Portanto, ainda que a devedora originária tenha tentado resolver alguns problemas (pagando algumas dívidas tributárias ou acionando judicialmente alguns devedores, em momento bastante anterior àquele em que a dívida exequenda em causa esteve a pagamento), não ficou demonstrado que o Recorrido não teve culpa em termos de condução da devedora originária a uma situação de impossibilidade de pagamento das suas dívidas, face aos padrões de gestão média.

Assim, não foi afastada pelo Recorrido a presunção de culpa prevista na al. b) do n.º 1 do art.º 24.º da LGT.

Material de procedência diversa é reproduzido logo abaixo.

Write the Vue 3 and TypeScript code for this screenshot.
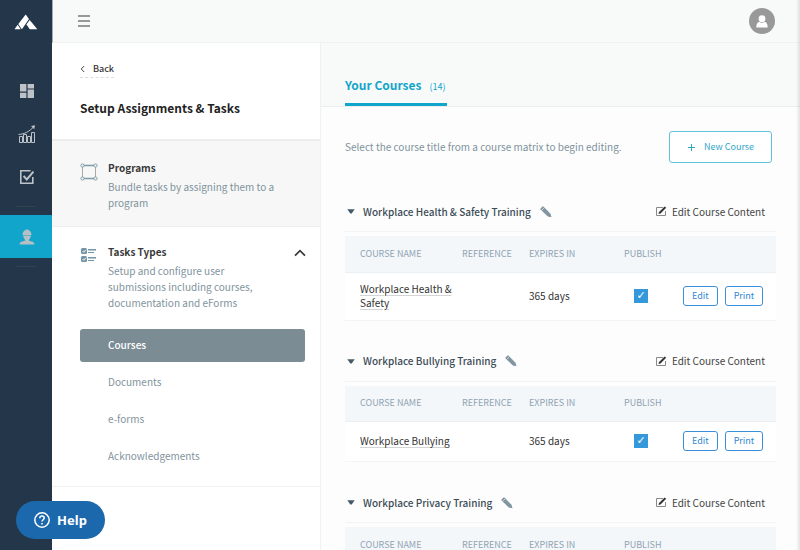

Como tal, nesta parte, assiste razão à Recorrente.

Em suma: assiste razão à Recorrente no que respeita à parte da reversão relativa a dívida de imposto, não assistindo razão no demais (dívidas de coimas).

IV. DECISÃO

Face ao exposto, acorda-se em conferência na 2.ª Subsecção de Contencioso Tributário do Tribunal Central Administrativo Sul:
a) Conceder parcial provimento ao recurso, revogando a sentença recorrida na parte em que julgou procedente a oposição quanto aos PEF n.ºs ….. e …..e determinou, nessa sequência, a sua extinção, julgando-se, quanto a tais PEF, improcedente a oposição, determinando-se o prosseguimento dos mencionados autos de execução fiscal nos seus normais termos;
b) Custas por ambas as partes e em ambas as instâncias na proporção do respetivo decaimento, que se fixa em 87% pela Recorrente e 13% pelo Recorrido;
c) Registe e notifique.


Lisboa, 17 de setembro de 2020

(Tânia Meireles da Cunha)

(Susana Barreto)

(Mário Rebelo)


_________________
[1] Isabel Marques da Silva, «A Responsabilidade Tributária dos Corpos Sociais», Problemas Fundamentais do Direito Tributário, Vislis, Lisboa, 1999, p. 132.
[2] Em termos idênticos, veja-se, igualmente, o Acórdão do Supremo Tribunal Administrativo, de 09.04.2014 (Processo: 0341/13)
[3] V. a este propósito o Acórdão do Tribunal Central Administrativo Sul, de 09.03.2017 (Processo: 09689/16).